A popular young private high school teacher and her lover are found naked and murdered on a bleak Lake Michigan beach just after the summer season has ended. When Ray Elkins, the very literate and easygoing county sheriff, investigates the crime scene, he sees something in the dead girl’s face that elicits memories he can’t quite bring into conscious focus. Thus begins the author’s second Ray Elkins mystery. (His first was Summer People, published in 2000.)

The sheriff has no shortage of suspects. Ashleigh Allen—the slain teacher—was, as it turns out, an object of both widespread desire and envy. A free spirit who took and rejected lovers on her own terms, she was also the grandniece of the ritzy school’s founder. Some of her fellow faculty members were sure this connection had won her preferential treatment, and they resented her accordingly. Others, including the headmaster and some of the older students, were enamored of her.

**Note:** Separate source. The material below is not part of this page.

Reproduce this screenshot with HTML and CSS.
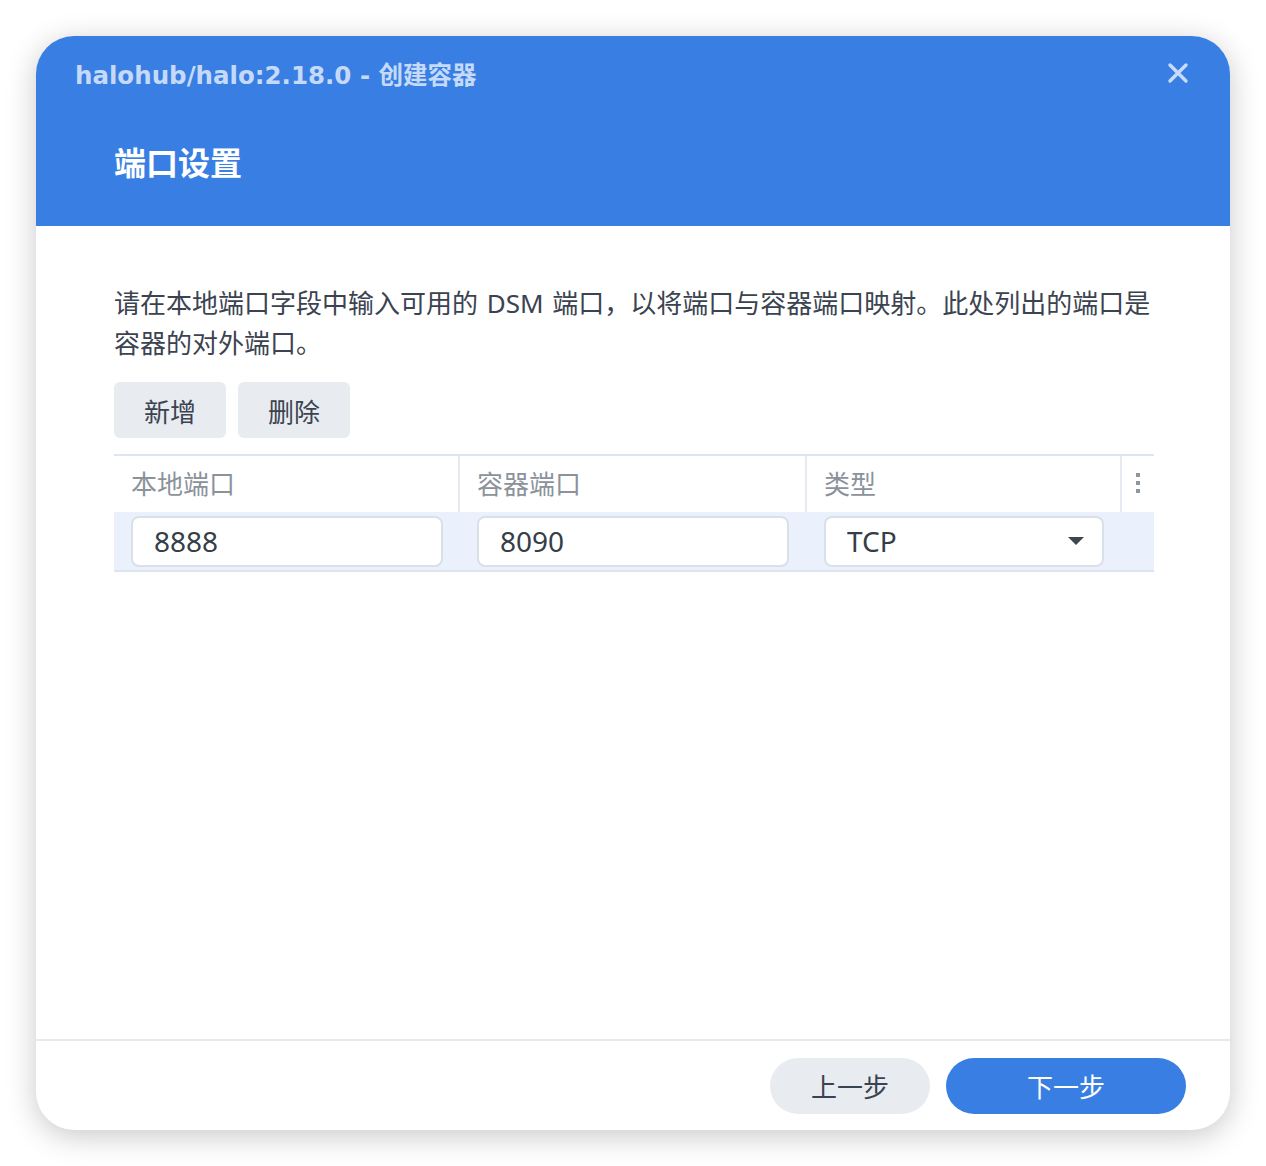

So it’s up to Elkins and his efficient deputy, Sue Lawrence, to filter it all without with bruising too many sensibilities. Elkins is a local boy who returned home after college and military service. He knows the lake, its moods and seasons, and the year-rounders who make up the town and feel both relieved and depleted when the summer people depart. And, without making a big deal about it, Elkins also knows good books and fine wine.

In his low-key but dogged way, Elkins keeps cutting away at guises and pretenses until he finds himself in the cross-hairs of the killer—or killers. Moreover, it becomes increasingly clear to him that he may have a closer link with the dead girl than simply that of solving her murder.

As in most appealing thrillers—and this is a superb one—location is as important as plot and character. Stander’s descriptions of the vast lake and the close-knit community surrounding it carry all the chill and hues of approaching winter. Of one character, he observes, “She knew that a storm had been predicted for later in the evening, but as her eyes ran along the gentle curve of the horizon, she couldn’t see a hint of the approaching clouds—just the golds, reds, and darkening blues as the sun started to slip into the water.” Elsewhere he notes, “Patches of scarlet still remained in protected stands of maple. Fall’s specially musky perfume hung in the air.”

With a protagonist as deep and textured as Ray Elkins and a backdrop as varied as this resort community, Stander has created a high-quality mystery series.